The College is still a part of Howard’s story. She says she will never forget her “Techniques of the Short Story” class with professor (and author) Sam Lipsyte, who described her debut as “a gripping, moving memoir, a book that lives up its name.”

“Around graduation, he told me, ‘Don’t stop writing,’” Howard says. “It really stuck with me and touched me, and I thought, ‘Can’t let him down. I gotta keep writing.’”

She also had a fateful “Senior Poetry Workshop” with Professor Josh Bell. “One of the things he taught me is making action happen, which is really part of something I struggle with in fiction or nonfiction,” Howard says. “Josh would always say, ‘Oh, there has to be a turn, there has to be a surprise.’ So, even in the microcosm of poems, in a way, something did have to happen. There did have to be plot.”
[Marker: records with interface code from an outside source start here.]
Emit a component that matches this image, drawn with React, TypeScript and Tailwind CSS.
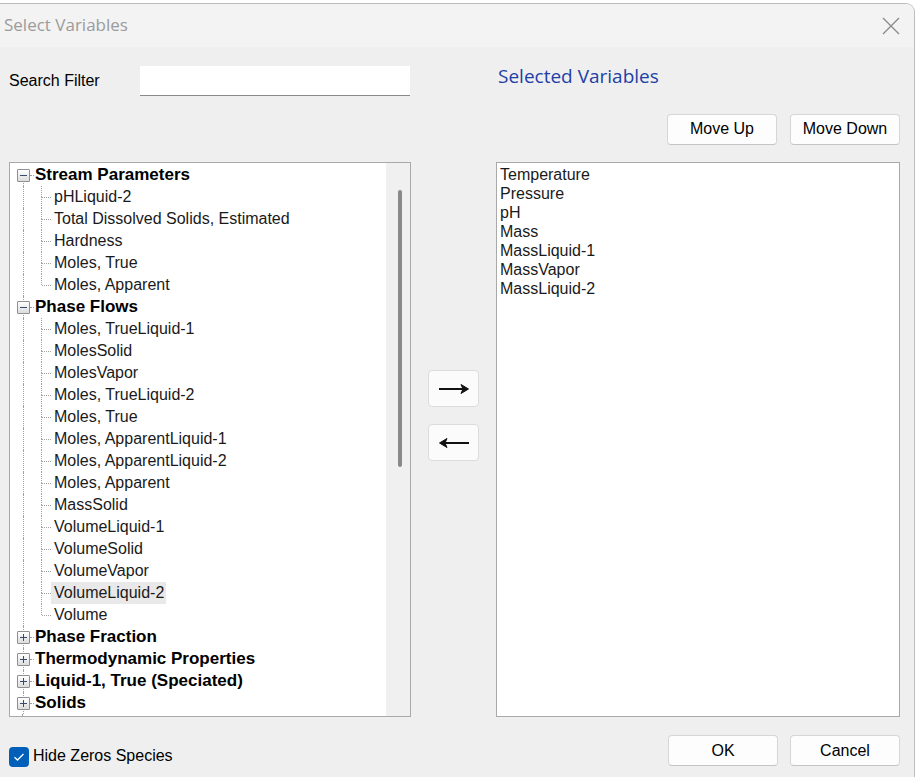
const font = { fontFamily: '"Liberation Sans", Arial, sans-serif' };

type Node = { label: string; children?: string[]; open?: boolean };

const tree: Node[] = [
  {
    label: "Stream Parameters",
    open: true,
    children: ["pHLiquid-2", "Total Dissolved Solids, Estimated", "Hardness", "Moles, True", "Moles, Apparent"],
  },
  {
    label: "Phase Flows",
    open: true,
    children: [
      "Moles, TrueLiquid-1",
      "MolesSolid",
      "MolesVapor",
      "Moles, TrueLiquid-2",
      "Moles, True",
      "Moles, ApparentLiquid-1",
      "Moles, ApparentLiquid-2",
      "Moles, Apparent",
      "MassSolid",
      "VolumeLiquid-1",
      "VolumeSolid",
      "VolumeVapor",
      "VolumeLiquid-2",
      "Volume",
    ],
  },
  { label: "Phase Fraction" },
  { label: "Thermodynamic Properties" },
  { label: "Liquid-1, True (Speciated)" },
  { label: "Solids" },
];

const selected = ["Temperature", "Pressure", "pH", "Mass", "MassLiquid-1", "MassVapor", "MassLiquid-2"];

function ExpandBox({ open, first }: { open?: boolean; first?: boolean }) {
  return (
    <div className="relative w-[13px] h-[22px] flex items-center">
      {/* root connector */}
      <div
        className={`absolute left-[6px] w-0 border-l border-dotted border-[#a0a0a0] ${
          first ? "top-[11px] bottom-0" : "top-0 bottom-0"
        }`}
      />
      <div className="relative w-[13px] h-[13px] border border-[#8e8f8f] rounded-[1px] bg-gradient-to-b from-white to-[#dcdcdc] flex items-center justify-center">
        <div className="absolute w-[7px] h-px bg-[#3b4a6b]" />
        {!open && <div className="absolute h-[7px] w-px bg-[#3b4a6b]" />}
      </div>
    </div>
  );
}

function TreeHeader({ node, first }: { node: Node; first?: boolean }) {
  return (
    <div className="flex h-[22px] items-center">
      <div className="w-[7px]" />
      <ExpandBox open={node.open} first={first} />
      <div className="w-[4px] h-0 border-t border-dotted border-[#a0a0a0]" />
      <span className="ml-[1px] text-[17px] font-bold text-black whitespace-nowrap" style={font}>
        {node.label}
      </span>
    </div>
  );
}

function TreeChild({ label, last, highlight }: { label: string; last?: boolean; highlight?: boolean }) {
  return (
    <div className="flex h-[22px] items-stretch">
      <div className="w-[14px] border-r border-dotted border-[#a0a0a0]" />
      <div className="w-[18px] flex flex-col">
        <div className="h-[11px] border-r border-dotted border-[#a0a0a0]" />
        <div className={`flex-1 ${last ? "" : "border-r border-dotted border-[#a0a0a0]"}`} />
      </div>
      <div className="w-[10px] flex items-center">
        <div className="w-[9px] h-0 border-t border-dotted border-[#a0a0a0]" />
      </div>
      <div className={`flex items-center pl-[3px] pr-[2px] -ml-[1px] ${highlight ? "bg-[#e9e9e9]" : ""}`}>
        <span className="text-[16px] text-[#1a1a1a] whitespace-nowrap" style={font}>
          {label}
        </span>
      </div>
    </div>
  );
}

function WinButton({ children, className = "" }: { children: React.ReactNode; className?: string }) {
  return (
    <button
      className={`h-[31px] w-[110px] bg-[#fdfdfd] border border-[#d6d6d6] border-b-[#c4c4c4] rounded-[4px] text-[16px] text-black flex items-center justify-center ${className}`}
      style={font}
    >
      {children}
    </button>
  );
}

function Arrow({ dir }: { dir: "right" | "left" }) {
  return (
    <svg width="32" height="12" viewBox="0 0 32 12">
      {dir === "right" ? (
        <>
          <path d="M1 6 H27" stroke="#111" strokeWidth="2" />
          <path d="M23 1.5 L30.5 6 L23 10.5 L25 6 Z" fill="#111" stroke="#111" strokeWidth="1" strokeLinejoin="round" />
        </>
      ) : (
        <>
          <path d="M5 6 H31" stroke="#111" strokeWidth="2" />
          <path d="M9 1.5 L1.5 6 L9 10.5 L7 6 Z" fill="#111" stroke="#111" strokeWidth="1" strokeLinejoin="round" />
        </>
      )}
    </svg>
  );
}

export default function App() {
  return (
    <div className="w-[915px] h-[777px] bg-white overflow-hidden pt-[3px]" style={font}>
      <div className="h-[774px] border-t border-r border-[#bcbcbc] rounded-tr-[9px] bg-[#efefef] flex flex-col overflow-hidden">
        {/* title bar */}
        <div className="h-[43px] bg-[#f3f3f3] flex items-center justify-between pl-[4px] pr-[14px] shrink-0">
          <span className="text-[17px] text-[#9b9b9b] -mt-[1px]" style={{ fontFamily: '"Open Sans", "Noto Sans", sans-serif' }}>
            Select Variables
          </span>
          <svg width="18" height="18" viewBox="0 0 18 18" className="mt-[1px]">
            <path d="M1 1 L17 17 M17 1 L1 17" stroke="#8a8a8a" strokeWidth="1.3" />
          </svg>
        </div>

        {/* body */}
        <div className="flex pl-[9px]">
          {/* left column */}
          <div className="w-[402px] flex flex-col">
            <div className="h-[115px] pt-[19px]">
              <div className="flex items-center h-[30px]">
                <span className="w-[131px] text-[16px] text-black">Search Filter</span>
                <div className="w-[270px] h-[30px] bg-white border-b border-[#8a8a8a]" />
              </div>
            </div>
            <div className="h-[555px] bg-white border border-[#a9a9a9] flex overflow-hidden">
              <div className="flex-1 flex flex-col pt-[1px]">
                {tree.map((n, i) => (
                  <div key={n.label}>
                    <TreeHeader node={n} first={i === 0} />
                    {n.open &&
                      n.children!.map((c, j) => (
                        <TreeChild
                          key={c + j}
                          label={c}
                          last={j === n.children!.length - 1}
                          highlight={c === "VolumeLiquid-2"}
                        />
                      ))}
                  </div>
                ))}
                <div className="flex-1 flex">
                  <div className="w-[13px] border-r border-dotted border-[#a0a0a0]" />
                </div>
              </div>
              <div className="w-[24px] bg-[#f0f0f0] pt-[27px] flex justify-center pl-[3px]">
                <div className="w-[4px] h-[277px] bg-[#898989] rounded-full" />
              </div>
            </div>
            <div className="mt-[28px] flex items-center">
              <div className="w-[20px] h-[20px] rounded-[4px] bg-[#005fb8] flex items-center justify-center">
                <svg width="12" height="10" viewBox="0 0 12 10">
                  <path d="M1.5 5.2 L4.5 8 L10.5 2" stroke="white" strokeWidth="1.3" fill="none" />
                </svg>
              </div>
              <span className="ml-[4px] text-[16px] text-black -mt-[1px]">Hide Zeros Species</span>
            </div>
          </div>

          {/* middle column */}
          <div className="w-[85px] flex flex-col items-start pl-[17px] pt-[323px] gap-[17px]">
            <button className="w-[51px] h-[37px] bg-[#fbfbfb] border border-[#dcdcdc] rounded-[4px] flex items-center justify-center">
              <Arrow dir="right" />
            </button>
            <button className="w-[51px] h-[37px] bg-[#fbfbfb] border border-[#dcdcdc] rounded-[4px] flex items-center justify-center">
              <Arrow dir="left" />
            </button>
          </div>

          {/* right column */}
          <div className="w-[404px] flex flex-col">
            <div className="h-[115px] flex flex-col">
              <div className="mt-[15px] ml-[2px] text-[19px] text-[#1e3fa6]" style={{ fontFamily: '"Open Sans", "Noto Sans", sans-serif' }}>
                Selected Variables
              </div>
              <div className="mt-[23px] flex justify-end gap-[13px]">
                <WinButton>Move Up</WinButton>
                <WinButton>Move Down</WinButton>
              </div>
            </div>
            <div className="h-[555px] bg-white border border-[#a9a9a9] pl-[3px] pt-[2px]">
              {selected.map((s) => (
                <div key={s} className="h-[19px] flex items-center text-[16px] text-[#1a1a1a]">
                  {s}
                </div>
              ))}
            </div>
            <div className="mt-[18px] flex justify-end gap-[12px]">
              <WinButton className="h-[30px]">OK</WinButton>
              <WinButton className="h-[30px]">Cancel</WinButton>
            </div>
          </div>
        </div>
      </div>
    </div>
  );
}
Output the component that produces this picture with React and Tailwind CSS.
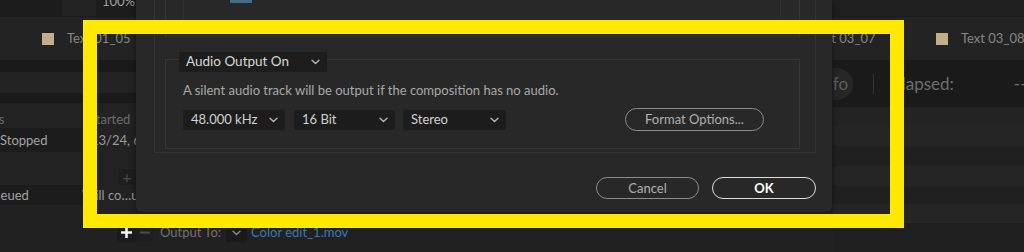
import React from "react";

const Chevron = ({ className = "" }) => (
  <svg width="9" height="6" viewBox="0 0 9 6" className={className} fill="none">
    <path d="M1 1.2 L4.5 4.6 L8 1.2" stroke="currentColor" strokeWidth="1.4" strokeLinecap="round" strokeLinejoin="round" />
  </svg>
);

const Select = ({ label, w }) => (
  <div className={`h-[20px] ${w} bg-[#1c1c1c] rounded-[2px] flex items-center pl-[8px] pr-[7px] text-[#d2d2d2] text-[13px]`}>
    <span className="flex-1 leading-none">{label}</span>
    <Chevron className="text-[#b4b4b4]" />
  </div>
);

const Pill = ({ children, w, strong }) => (
  <div
    className={`${w} h-[22px] rounded-full border-[1.5px] flex items-center justify-center text-[13px] leading-none ${
      strong ? "border-[#dedede] text-white font-bold" : "border-[#8c8c8c] text-[#b0b0b0]"
    }`}
  >
    {children}
  </div>
);

const items = ["Text 01_05", "Text 01_06", "Text 02_01", "Text 02_02", "Text 03_05", "Text 03_07", "Text 03_08"];

export default function App() {
  return (
    <div className="relative w-[1024px] h-[252px] overflow-hidden bg-[#222222] font-['Lato','Liberation_Sans',sans-serif]">
      {/* background app */}
      <div className="flex flex-col h-full">
        {/* top strip */}
        <div className="h-[17px] flex border-b border-[#1b1b1b] shrink-0">
          <div className="w-[62px] bg-[#1c1c1c]" />
          <div className="w-[34px] bg-[#222222]" />
          <div className="w-[40px] bg-[#1c1c1c] overflow-hidden pl-[6px]">
            <div className="text-[13px] leading-[13px] text-[#a0a0a0] -mt-[5px]">100%</div>
          </div>
          <div className="flex-1 bg-[#1f1f1f]" />
        </div>
        {/* items row */}
        <div className="h-[43px] flex items-center pl-[42px] bg-[#232323] shrink-0">
          {items.map((t) => (
            <div key={t} className="w-[149px] shrink-0 flex items-center">
              <div className="w-[12px] h-[12px] bg-[#c4ad8a]" />
              <span className="ml-[13px] text-[13px] text-[#868686] leading-none">{t}</span>
            </div>
          ))}
        </div>
        {/* middle region */}
        <div className="h-[152px] flex shrink-0">
          {/* left column */}
          <div className="w-[136px] shrink-0 flex flex-col overflow-hidden text-[13px] leading-none">
            <div className="h-[12px] bg-[#1a1a1a]" />
            <div className="h-[21px] bg-[#232323]" />
            <div className="h-[10px] bg-[#1a1a1a]" />
            <div className="h-[25px] flex items-end pb-[2px] text-[#6c6c6c] bg-[#222222]">
              <span className="-ml-[31px] w-[114px] shrink-0">Status</span>
              <span className="ml-[6px] shrink-0">Started</span>
            </div>
            <div className="h-[24px] flex items-center bg-[#222222]">
              <div className="w-[83px] shrink-0 h-full bg-[#1c1c1c] flex items-center text-[#a3a3a3]">Stopped</div>
              <span className="ml-[8px] shrink-0 text-[#9a9a9a] whitespace-nowrap">13/24, 6:14 PM</span>
            </div>
            <div className="h-[33px] flex items-end justify-end bg-[#222222]">
              <div className="w-[18px] h-[16px] bg-[#1e1e1e] flex items-center justify-center text-[#4a4a4a] text-[16px]">+</div>
            </div>
            <div className="h-[20px] flex items-center bg-[#222222]">
              <div className="w-[83px] shrink-0 h-full bg-[#1c1c1c] flex items-center text-[#a3a3a3] overflow-hidden">
                <span className="-ml-[17px] shrink-0">Queued</span>
              </div>
              <span className="-ml-[1px] shrink-0 text-[#9a9a9a] whitespace-nowrap">Will co…ue</span>
            </div>
            <div className="flex-1 bg-[#222222]" />
          </div>
          <div className="flex-1 bg-[#212121]" />
          {/* right column */}
          <div className="w-[191px] shrink-0 flex flex-col overflow-hidden">
            <div className="h-[47px] bg-[#1a1a1a] flex items-center text-[17px] text-[#5e5e5e] leading-none whitespace-nowrap">
              <div className="-ml-[19px] w-[39px] shrink-0 h-[32px] rounded-full bg-[#262626] flex items-center justify-center">Info</div>
              <div className="ml-[20px] shrink-0 w-[1px] h-[20px] bg-[#353535]" />
              <span className="ml-[18px] shrink-0 text-[#6e6e6e]">Elapsed:</span>
              <span className="ml-[60px] shrink-0 text-[#6e6e6e]">--:--</span>
            </div>
            <div className="h-[19px] bg-[#232323]" />
            <div className="h-[20px] bg-[#252525]" />
            <div className="h-[20px] bg-[#202020]" />
            <div className="h-[20px] bg-[#252525]" />
            <div className="h-[18px] bg-[#202020]" />
            <div className="flex-1 bg-[#252525]" />
          </div>
        </div>
        {/* bottom row */}
        <div className="flex-1 flex bg-[#212121]">
          <div className="flex-1 flex items-center pl-[117px] pt-[1px] text-[13px] leading-none">
            <div className="w-[19px] h-[18px] bg-[#1b1b1b] flex items-center justify-center">
              <svg width="13" height="13" viewBox="0 0 13 13">
                <path d="M6.5 1 V12 M1 6.5 H12" stroke="#f2f2f2" strokeWidth="2.6" />
              </svg>
            </div>
            <div className="w-[17px] h-[18px] bg-[#1e1e1e] flex items-center justify-center">
              <svg width="10" height="3" viewBox="0 0 10 3">
                <path d="M0 1.5 H10" stroke="#4c4c4c" strokeWidth="2" />
              </svg>
            </div>
            <span className="ml-[7px] text-[#707070]">Output To:</span>
            <div className="ml-[5px] w-[21px] h-[18px] bg-[#1a1a1a] flex items-center justify-center">
              <Chevron className="text-[#8a8a8a]" />
            </div>
            <span className="ml-[4px] text-[#3b78b8]">Color edit_1.mov</span>
          </div>
          <div className="w-[191px] flex flex-col">
            <div className="h-[11px] bg-[#252525]" />
            <div className="flex-1 bg-[#1f1f1f]" />
          </div>
        </div>
      </div>

      {/* dialog */}
      <div className="absolute left-[136px] top-0 w-[696px] h-[212px] bg-[#282828] rounded-b-[6px] flex flex-col shadow-[0_0_6px_rgba(0,0,0,0.5)]">
        <div className="ml-[18px] w-[662px] h-[153px] border-x border-b border-[#333333] pl-[10px] flex flex-col">
          {/* previous (video) section */}
          <div className="w-[635px] h-[37px] border-x border-b border-[#363636] pl-[17px]">
            <div className="w-[598px] h-[26px] border-x border-b border-[#313131] pl-[46px]">
              <div className="w-[22px] h-[3px] bg-[#3f6f8a]" />
            </div>
          </div>
          {/* audio section */}
          <div className="mt-[22px] w-[635px] h-[90px] border border-[#363636] flex flex-col">
            <div className="-mt-[8px] ml-[13px] w-[148px] h-[20px] bg-[#1d1d1d] rounded-[2px] flex items-center pl-[7px] pr-[7px] text-[#d8d8d8] text-[13.5px]">
              <span className="flex-1 leading-none">Audio Output On</span>
              <Chevron className="text-[#b4b4b4]" />
            </div>
            <div className="mt-[10px] ml-[17px] text-[13px] leading-[16px] text-[#a9a9a9]">
              A silent audio track will be output if the composition has no audio.
            </div>
            <div className="mt-[10px] ml-[17px] mr-[35px] flex items-center">
              <Select label="48.000 kHz" w="w-[102px]" />
              <div className="w-[9px]" />
              <Select label="16 Bit" w="w-[101px]" />
              <div className="w-[8px]" />
              <Select label="Stereo" w="w-[103px]" />
              <div className="ml-auto">
                <Pill w="w-[139px] h-[23px]">Format Options...</Pill>
              </div>
            </div>
          </div>
        </div>
        <div className="mt-[24px] flex justify-end gap-[13px] pr-[16px]">
          <Pill w="w-[103px]">Cancel</Pill>
          <Pill w="w-[104px]" strong>
            OK
          </Pill>
        </div>
      </div>

      {/* yellow highlight */}
      <div className="absolute left-[83px] top-[20px] w-[821px] h-[208px] border-[14px] border-[#ffe900]" />
    </div>
  );
}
Howard continued writing after graduating, freelancing for outlets like American Express and cooking up the copy at Dean & DeLuca. A coworker at New York Natives, where she was a columnist, introduced her to his agent, who signed her after reading 50 pages of sample chapters. Together they created a proposal, which was rejected by 15 publishers.

And then somebody finally wanted it, and that somebody happened to be poet Morgan Parker ’10 — with whom Howard had taken Bell’s poetry class — and who was now an editor at Amazon’s literary fiction and nonfiction imprint Little A. “Because it’s such a personal, vulnerable memoir, working with somebody I knew just felt like a good idea, and it did turn out to be,” Howard says. “They gave me a lot of TLC, but then I had the draw of Amazon to sell and market the books.”

Her advice to future aspiring Hannahs is to “sit at your laptop and write even when it hurts.”

The hurt is worth it, she promises: “Even now I get nervous about how the book is doing in the world, and I think that the real answer is: If a few people read something and feel less alone, and it changes something in them, then it’s totally worth it.”